If you really want to parallelize the work then it is better to spawn multiple processes and farm the work out to them, but there is the possibility that the inter-process communication overhead of passing around large blocks of data will negate any benefit of parallelism.

I watched the presentation that Dave Kirby linked to and tried the example counter which takes more that twice as long to run in two threads:

import time
from threading import Thread

countmax=100000000

def count(n):
    while n>0:
        n-=1

def main1():
    count(countmax)
    count(countmax)

def main2():
    t1=Thread(target=count,args=(countmax,))
    t2=Thread(target=count,args=(countmax,))
    t1.start()
    t2.start()
    t1.join()
    t2.join()

def timeit(func):
    start = time.time()
    func()
    end=time.time()-start
    print ("Elapsed Time: {0}".format(end))

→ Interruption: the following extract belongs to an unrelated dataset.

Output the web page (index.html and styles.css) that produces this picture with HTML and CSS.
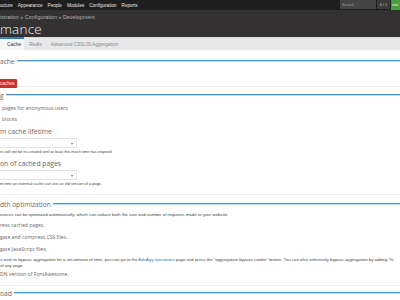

if __name__ == '__main__':
    timeit(main1)
    timeit(main2)

Outputs:

Elapsed Time: 21.5470001698
Elapsed Time: 55.3279998302

However, if I change Thread for Process:

from multiprocessing import Process

and

t1=Process(target ....

etc. I get this output:

Elapsed Time: 20.5
Elapsed Time: 10.4059998989

Now its as if my Pentium CPU has two cores, I bet its the hyperthreading. Can anyone try this on their two or four core machine and run 2 or 4 threads?

See the python 2.6.4 documentation for multiprocessing

Threads have a couple different uses:

They only provide speedup if they allow you to get multiple pieces of hardware working at the same time on your problem, whether that hardware is CPU cores or disk heads.
They allow you to keep track of multiple sequences of I/O events that would be much more complicated without them, such as simultaneous conversations with multiple users.

The latter is not done for performance, but for clarity of code.

Just a quick note to update this thread: python 3.2 has a new implementation of the GIL which relieves a lot of the overheads associated with multithreading, but does not eliminate the locking. (i.e. it does not allow you to use more than one core, but it allows you to use multiple threads on that core efficiently).